Exercise: Please print exactly the lines below, from the start of the material up to and including the line with "type Tone = 'lime'", but none of the pictures.
* Start *
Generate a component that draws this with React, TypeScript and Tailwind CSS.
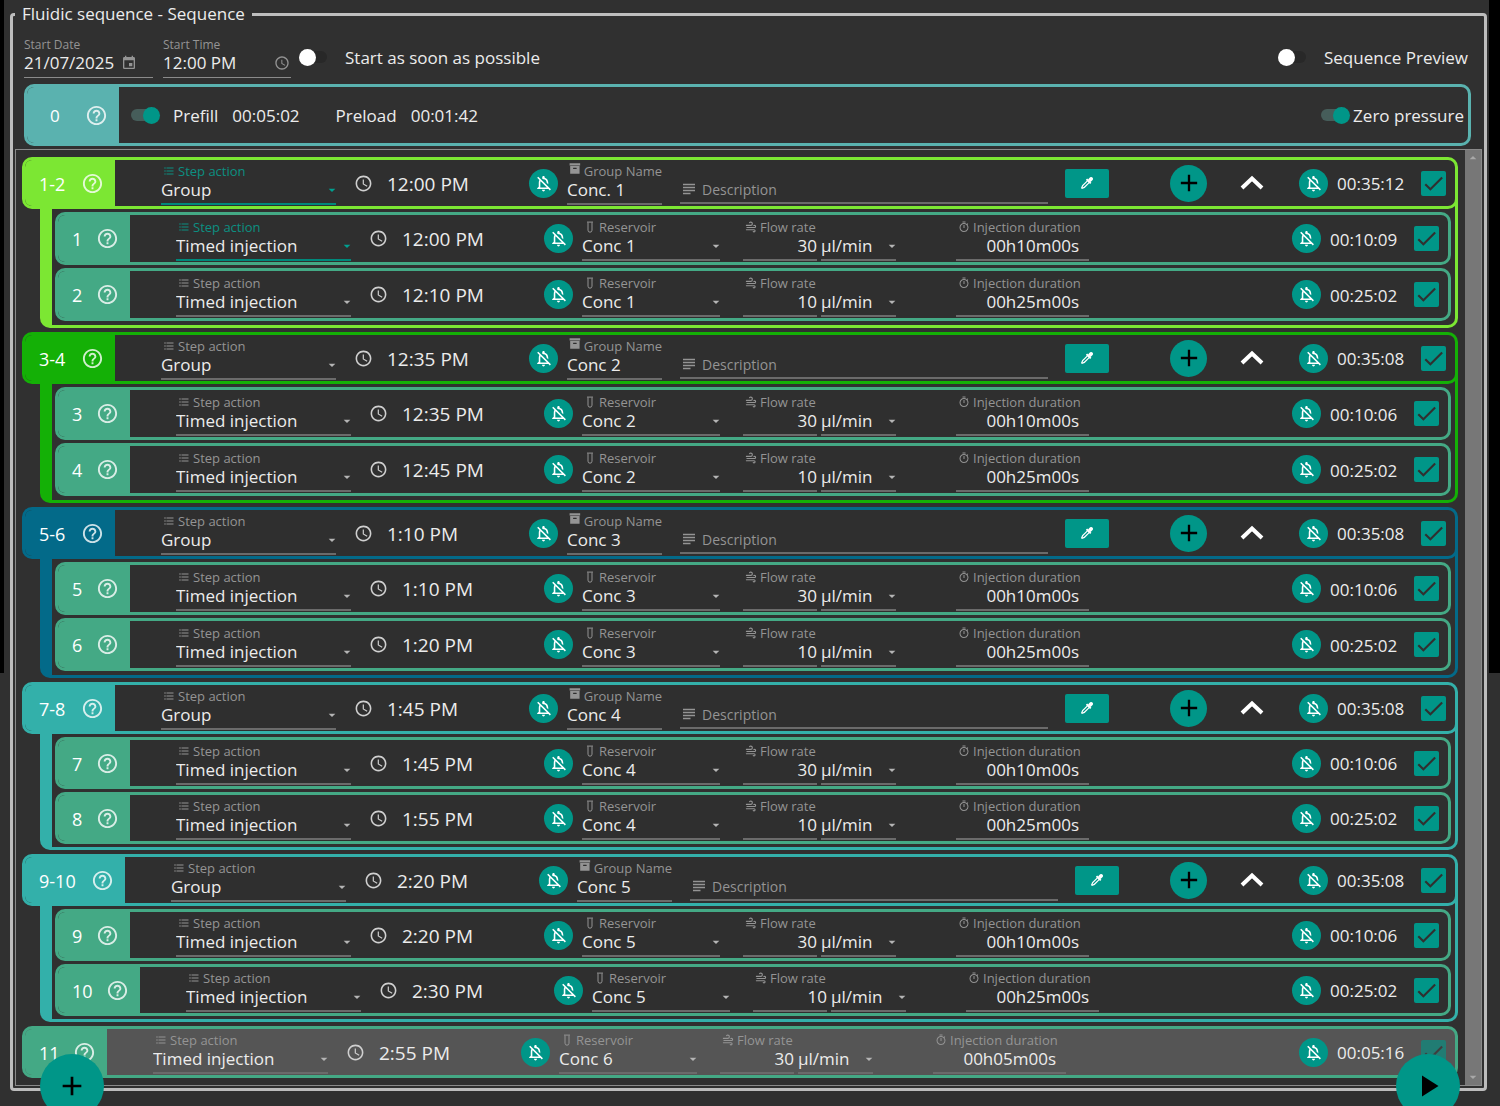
import React, { useId, useState } from 'react'
import {
  MdAdd,
  MdArrowDropDown,
  MdCheck,
  MdEvent,
  MdFormatListBulleted,
  MdHelpOutline,
  MdOutlineNotificationsOff,
  MdOutlineTimer,
  MdPlayArrow,
  MdSchedule,
  MdSubject,
} from 'react-icons/md'

interface Step {
  id: string
  time: string
  duration: string
  reservoir: string
  flow: string
  injection: string
  active?: boolean
}

interface Group {
  id: string
  name: string
  time: string
  duration: string
  tone: Tone
  active?: boolean
  compact?: boolean
  steps: Step[]
}

type Tone = 'lime' | 'green' | 'blue' | 'teal'

const tones: Record<Tone, { border: string; fill: string }> = {
  lime: { border: 'border-[#7ce733]', fill: 'bg-[#7ce733]' },
  green: { border: 'border-[#14b006]', fill: 'bg-[#14b006]' },
  blue: { border: 'border-[#036a89]', fill: 'bg-[#036a89]' },
  teal: { border: 'border-[#33b0aa]', fill: 'bg-[#33b0aa]' },
}

const groups: Group[] = [
  {
    id: '1-2', name: 'Conc. 1', time: '12:00 PM', duration: '00:35:12', tone: 'lime', active: true,
    steps: [
      { id: '1', time: '12:00 PM', duration: '00:10:09', reservoir: 'Conc 1', flow: '30', injection: '00h10m00s', active: true },
      { id: '2', time: '12:10 PM', duration: '00:25:02', reservoir: 'Conc 1', flow: '10', injection: '00h25m00s' },
    ],
  },
  {
    id: '3-4', name: 'Conc 2', time: '12:35 PM', duration: '00:35:08', tone: 'green',
    steps: [
      { id: '3', time: '12:35 PM', duration: '00:10:06', reservoir: 'Conc 2', flow: '30', injection: '00h10m00s' },
      { id: '4', time: '12:45 PM', duration: '00:25:02', reservoir: 'Conc 2', flow: '10', injection: '00h25m00s' },
    ],
  },
  {
    id: '5-6', name: 'Conc 3', time: '1:10 PM', duration: '00:35:08', tone: 'blue',
    steps: [
      { id: '5', time: '1:10 PM', duration: '00:10:06', reservoir: 'Conc 3', flow: '30', injection: '00h10m00s' },
      { id: '6', time: '1:20 PM', duration: '00:25:02', reservoir: 'Conc 3', flow: '10', injection: '00h25m00s' },
    ],
  },
  {
    id: '7-8', name: 'Conc 4', time: '1:45 PM', duration: '00:35:08', tone: 'teal', compact: true,
    steps: [
      { id: '7', time: '1:45 PM', duration: '00:10:06', reservoir: 'Conc 4', flow: '30', injection: '00h10m00s' },
      { id: '8', time: '1:55 PM', duration: '00:25:02', reservoir: 'Conc 4', flow: '10', injection: '00h25m00s' },
    ],
  },
  {
    id: '9-10', name: 'Conc 5', time: '2:20 PM', duration: '00:35:08', tone: 'teal', compact: true,
    steps: [
      { id: '9', time: '2:20 PM', duration: '00:10:06', reservoir: 'Conc 5', flow: '30', injection: '00h10m00s' },
      { id: '10', time: '2:30 PM', duration: '00:25:02', reservoir: 'Conc 5', flow: '10', injection: '00h25m00s' },
    ],
  },
]

const lastStep: Step = {
  id: '11', time: '2:55 PM', duration: '00:05:16', reservoir: 'Conc 6', flow: '30', injection: '00h05m00s',
}

// Badge width follows the number of characters in the step label
const badgeWidths: Record<number, string> = {
  1: 'w-[72px]',
  2: 'w-[82px]',
  3: 'w-[90px]',
  4: 'w-[100px]',
}

function TubeIcon() {
  return (
    <svg viewBox="0 0 12 12" className="size-3" fill="none" stroke="currentColor" aria-hidden="true">
      <path d="M3 1.1h6M4 1.5v7.7a2 2 0 0 0 4 0V1.5" />
    </svg>
  )
}

function ArchiveIcon() {
  return (
    <svg viewBox="2 3 20 20" className="mb-1 size-3" fill="currentColor" aria-hidden="true">
      <path d="M3 3h18v4H3zM4 8h16v13H4zm5.500 3a.5.5 0 0 0-.5.5V13h6v-1.500a.5.5 0 0 0-.5-.5z" fillRule="evenodd" />
    </svg>
  )
}

function WindIcon() {
  return (
    <svg viewBox="2 1 21 22" className="size-3" fill="currentColor" aria-hidden="true">
      <path d="M4 10a1 1 0 0 1 0-2h8a2 2 0 0 0 0-4c-.55 0-1.050.22-1.410.59-.39.41-1.030.41-1.420 0-.39-.39-.39-1.030 0-1.420C9.900 2.450 10.900 2 12 2a4 4 0 0 1 0 8H4m15 2a1 1 0 0 0 0-2c-.28 0-.53.11-.71.29-.39.39-1.020.39-1.410 0-.38-.39-.38-1.020 0-1.410C17.420 8.340 18.170 8 19 8a3 3 0 0 1 0 6H5a1 1 0 0 1 0-2h14m-1 6H4a1 1 0 0 1 0-2h14a3 3 0 0 1 0 6c-.83 0-1.580-.34-2.120-.88-.38-.39-.38-1.020 0-1.410.39-.39 1.020-.39 1.410 0 .18.18.43.29.71.29a1 1 0 0 0 0-2z" />
    </svg>
  )
}

function EyedropperIcon() {
  return (
    <svg viewBox="2 2 20 20" className="size-3" fill="currentColor" aria-hidden="true">
      <path d="M19.35 11.72 17.22 13.85 15.81 12.43 8.1 20.14 3.5 22 2 20.5 3.86 15.9 11.57 8.19 10.15 6.78 12.28 4.65ZM16.76 3a3 3 0 0 1 4.24 0 3 3 0 0 1 0 4.24l-3 3L13.76 6ZM5.56 17.03 4.5 19.5 6.97 18.44 14.4 11 13 9.6Z" fillRule="evenodd" />
    </svg>
  )
}

function ChevronUp() {
  return (
    <svg viewBox="0 0 24 16" className="h-4 w-6" fill="none" stroke="currentColor" strokeWidth="4" aria-hidden="true">
      <path d="M2 13 12 3.500 22 13" />
    </svg>
  )
}

// The text beside it comes from the surrounding <label>
function Toggle({ on = false }: { on?: boolean }) {
  const [checked, setChecked] = useState(on)
  return (
    <span className="relative flex h-5 w-7 shrink-0 items-center">
      <input
        type="checkbox"
        role="switch"
        checked={checked}
        onChange={e => setChecked(e.target.checked)}
        className="peer h-3 w-7 appearance-none rounded-full bg-[#282828] checked:bg-[#465d5a]"
      />
      <span className="pointer-events-none absolute left-0 size-[17px] rounded-full bg-white peer-checked:left-[12px] peer-checked:bg-[#009688]" />
    </span>
  )
}

function Tick({ label, faded = false }: { label: string; faded?: boolean }) {
  return (
    <span className={`relative size-[25px] shrink-0 ${faded ? 'opacity-60' : ''}`}>
      <input type="checkbox" defaultChecked aria-label={label} className="block size-full appearance-none rounded-xs bg-[#009688]" />
      <MdCheck className="pointer-events-none absolute inset-0 size-full text-[#303030]" />
    </span>
  )
}

function BellButton() {
  return (
    <button type="button" aria-label="Notifications off" className="flex size-[29px] shrink-0 items-center justify-center rounded-full bg-[#009688] text-white">
      <MdOutlineNotificationsOff className="size-[19px]" />
    </button>
  )
}

interface FieldProps {
  label: string
  icon: React.ReactNode
  width: string
  active?: boolean
  children: (id: string) => React.ReactNode
}

function Field({ label, icon, width, active = false, children }: FieldProps) {
  const id = useId()
  return (
    <div className={`flex h-[44px] shrink-0 flex-col border-b-2 pt-px ${width} ${active ? 'border-[#00897b]' : 'border-[#6b6b6b]'}`}>
      <label htmlFor={id} className={`flex h-[18px] items-center gap-[3px] pl-0.5 text-[13px] leading-[18px] whitespace-nowrap ${active ? 'text-[#0c8f82]' : 'text-[#949494]'}`}>
        {icon}
        {label}
      </label>
      {children(id)}
    </div>
  )
}

function SelectBox({ id, value, active = false, label }: { id?: string; value: string; active?: boolean; label?: string }) {
  return (
    <div className="relative flex w-full items-center">
      <select id={id} aria-label={label} defaultValue={value} className="h-5 w-full appearance-none bg-transparent text-[17px] leading-5 text-[#ececec] outline-none">
        <option>{value}</option>
      </select>
      <MdArrowDropDown className={`pointer-events-none absolute right-[-4px] size-4 ${active ? 'text-[#00a090]' : 'text-[#b5b5b5]'}`} />
    </div>
  )
}

function Badge({ id, fill }: { id: string; fill: string }) {
  return (
    <div className={`flex shrink-0 items-center justify-between pr-[11px] pl-[14px] text-white ${badgeWidths[id.length]} ${fill}`}>
      <span className="pt-0.5 text-[18px]">{id}</span>
      <button type="button" aria-label={`Help for step ${id}`} className="opacity-80">
        <MdHelpOutline className="size-[23px]" />
      </button>
    </div>
  )
}

function ActionAndTime({ action, time, active }: { action: string; time: string; active?: boolean }) {
  return (
    <>
      <Field label="Step action" icon={<MdFormatListBulleted className="size-3" />} width="ml-[46px] w-[175px]" active={active}>
        {id => <SelectBox id={id} value={action} active={active} />}
      </Field>
      <MdSchedule className="ml-[18px] size-[19px] shrink-0 text-[#d0d0d0]" />
      <span className="ml-[14px] w-[142px] shrink-0 pt-0.5 text-[19px]">{time}</span>
      <BellButton />
    </>
  )
}

function Total({ id, duration, faded }: { id: string; duration: string; faded?: boolean }) {
  return (
    <div className="flex shrink-0 items-center pr-[9px]">
      <BellButton />
      <span className="ml-[9px] w-[84px] pt-0.5 text-[17px]">{duration}</span>
      <Tick label={`Enable step ${id}`} faded={faded} />
    </div>
  )
}

function StepRow({ step, height, faded = false }: { step: Step; height: string; faded?: boolean }) {
  return (
    <div className={`flex overflow-hidden rounded-[10px] border-3 border-[#44a985] ${height} ${faded ? 'bg-[#555555]' : 'bg-[#2f2f2f]'}`}>
      <Badge id={step.id} fill="bg-[#44a985]" />
      <div className="flex min-w-0 flex-1 items-center">
        <ActionAndTime action="Timed injection" time={step.time} active={step.active} />
        <Field label="Reservoir" icon={<TubeIcon />} width="ml-[9px] w-[138px]">
          {id => <SelectBox id={id} value={step.reservoir} />}
        </Field>
        <Field label="Flow rate" icon={<WindIcon />} width="ml-[23px] w-[74px]">
          {id => (
            <input id={id} defaultValue={step.flow} className="h-5 w-full bg-transparent text-right text-[17px] leading-5 outline-none" />
          )}
        </Field>
        <div className="ml-1 flex h-[44px] w-[75px] shrink-0 items-end border-b-2 border-[#6b6b6b] pb-[3px]">
          <SelectBox label="Flow rate unit" value="µl/min" />
        </div>
        <Field label="Injection duration" icon={<MdOutlineTimer className="size-3" />} width="ml-[60px] w-[133px]">
          {id => (
            <input id={id} defaultValue={step.injection} className="h-5 w-full bg-transparent pr-[10px] text-right text-[17px] leading-5 outline-none" />
          )}
        </Field>
      </div>
      <Total id={step.id} duration={step.duration} faded={faded} />
    </div>
  )
}

function GroupHeader({ group }: { group: Group }) {
  const { border, fill } = tones[group.tone]
  return (
    <div className={`relative flex h-[52px] overflow-hidden rounded-[10px] border-3 bg-[#2f2f2f] ${border}`}>
      <Badge id={group.id} fill={fill} />
      <div className="flex min-w-0 flex-1 items-center">
        <ActionAndTime action="Group" time={group.time} active={group.active} />
        <Field label="Group Name" icon={<ArchiveIcon />} width="ml-[9px] w-[95px]">
          {id => <input id={id} defaultValue={group.name} className="h-5 w-full bg-transparent text-[17px] leading-5 outline-none" />}
        </Field>
        <label className="ml-[18px] flex h-[42px] w-[368px] shrink-0 items-center gap-1 border-b-2 border-[#6b6b6b] pt-[14px] text-[#949494]">
          <MdSubject className="size-[18px] shrink-0" />
          <input placeholder="Description" aria-label="Description" className="w-full bg-transparent text-[14px] outline-none placeholder:text-[#949494]" />
        </label>
        <button type="button" aria-label="Pick colour" className="ml-[17px] flex h-[29px] w-11 shrink-0 items-center justify-center rounded-xs bg-[#009688] text-white">
          <EyedropperIcon />
        </button>
      </div>
      <div className="flex shrink-0 items-center">
        <button type="button" aria-label="Add step" className="flex size-[37px] items-center justify-center rounded-full bg-[#009688] text-black">
          <MdAdd className="size-7" />
        </button>
        <button type="button" aria-label="Collapse group" className="mr-[35px] ml-[33px] text-white">
          <ChevronUp />
        </button>
        <Total id={group.id} duration={group.duration} />
      </div>
    </div>
  )
}

function GroupBlock({ group }: { group: Group }) {
  const { border } = tones[group.tone]
  return (
    <section>
      <GroupHeader group={group} />
      <div className={`-mt-3 ml-[18px] flex flex-col gap-[3px] rounded-b-[10px] border-r-3 border-b-3 border-l-12 pt-[15px] pr-1 pl-[3px] ${border} ${group.compact ? 'pb-[3px]' : 'pb-1'}`}>
        {group.steps.map(step => (
          <StepRow key={step.id} step={step} height={group.compact ? 'h-[52px]' : 'h-[53px]'} />
        ))}
      </div>
    </section>
  )
}

export default function App(): React.JSX.Element {
  return (
    <main className="relative flex min-h-screen overflow-hidden bg-[#303030] font-['Open_Sans','Noto_Sans',sans-serif] text-[#ececec]">
      <div className="h-[673px] w-1 shrink-0 bg-black" />

      <fieldset className="mr-[2px] mb-[15px] ml-[6px] min-w-0 flex-1 rounded-sm border-3 border-[#bdbdbd] px-[2px] pb-[2px]">
        <legend className="px-[7px] text-[17px] leading-7">Fluidic sequence - Sequence</legend>

        {/* Start settings */}
        <div className="flex h-[56px] items-center pt-0.5 pr-[14px] pl-[9px]">
          <div className="flex h-[41px] w-[129px] flex-col border-b border-[#8a8a8a]">
            <label htmlFor="start-date" className="text-[12px] leading-4 text-[#949494]">Start Date</label>
            <div className="flex items-center">
              <input id="start-date" defaultValue="21/07/2025" className="h-5 w-[97px] bg-transparent text-[17px] leading-5 outline-none" />
              <MdEvent className="size-4 text-[#949494]" />
            </div>
          </div>
          <div className="ml-[10px] flex h-[41px] w-[128px] flex-col border-b border-[#8a8a8a]">
            <label htmlFor="start-time" className="text-[12px] leading-4 text-[#949494]">Start Time</label>
            <div className="flex items-center">
              <input id="start-time" defaultValue="12:00 PM" className="h-5 w-[111px] bg-transparent text-[17px] leading-5 outline-none" />
              <MdSchedule className="size-4 text-[#949494]" />
            </div>
          </div>
          <label className="ml-2 flex items-center gap-[18px] text-[17px]">
            <Toggle />
            <span className="pt-0.5">Start as soon as possible</span>
          </label>
          <label className="ml-auto flex items-center gap-[18px] text-[17px]">
            <Toggle />
            <span className="pt-0.5">Sequence Preview</span>
          </label>
        </div>

        {/* Step 0 */}
        <div className="mr-[11px] ml-[9px] flex h-[62px] overflow-hidden rounded-[10px] border-3 border-[#5ab2af] text-[17px]">
          <div className="flex w-[92px] shrink-0 items-center justify-between bg-[#5ab2af] pr-[11px] pl-[23px] text-white">
            <span className="pt-0.5">0</span>
            <button type="button" aria-label="Help for step 0" className="opacity-80">
              <MdHelpOutline className="size-[23px]" />
            </button>
          </div>
          <label className="ml-[12px] flex items-center gap-[14px]">
            <Toggle on />
            <span className="pt-0.5">Prefill</span>
          </label>
          <span className="ml-[14px] flex items-center pt-0.5">00:05:02</span>
          <span className="ml-9 flex items-center pt-0.5">Preload</span>
          <span className="ml-[14px] flex items-center pt-0.5">00:01:42</span>
          <label className="mr-1 ml-auto flex items-center gap-1">
            <Toggle on />
            <span className="pt-0.5">Zero pressure</span>
          </label>
        </div>

        {/* Sequence list */}
        <div className="mt-[3px] flex border border-[#8a8a8a]">
          <div className="flex min-w-0 flex-1 flex-col gap-1 pt-[7px] pr-[7px] pb-[7px] pl-[6px]">
            {groups.map(group => (
              <GroupBlock key={group.id} group={group} />
            ))}
            <StepRow step={lastStep} height="h-[52px]" faded />
          </div>
          <div className="flex w-4 shrink-0 flex-col items-center justify-between bg-[#777777] text-[#a8a8a8]">
            <MdArrowDropDown className="size-4 rotate-180" />
            <MdArrowDropDown className="size-4" />
          </div>
        </div>
      </fieldset>

      <div className="h-[673px] w-[11px] shrink-0 bg-black" />

      <button type="button" aria-label="Add" className="absolute -bottom-3 left-10 flex size-16 items-center justify-center rounded-full bg-[#009688] text-black">
        <MdAdd className="size-8" />
      </button>
      <button type="button" aria-label="Run sequence" className="absolute right-10 -bottom-3 flex size-16 items-center justify-center rounded-full bg-[#009688] text-black">
        <MdPlayArrow className="size-9" />
      </button>
    </main>
  )
}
* End *
Answer to the problem:
Generate a component that draws this with React, TypeScript and Tailwind CSS.
import React, { useId, useState } from 'react'
import {
  MdAdd,
  MdArrowDropDown,
  MdCheck,
  MdEvent,
  MdFormatListBulleted,
  MdHelpOutline,
  MdOutlineNotificationsOff,
  MdOutlineTimer,
  MdPlayArrow,
  MdSchedule,
  MdSubject,
} from 'react-icons/md'

interface Step {
  id: string
  time: string
  duration: string
  reservoir: string
  flow: string
  injection: string
  active?: boolean
}

interface Group {
  id: string
  name: string
  time: string
  duration: string
  tone: Tone
  active?: boolean
  compact?: boolean
  steps: Step[]
}

type Tone = 'lime' | 'green' | 'blue' | 'teal'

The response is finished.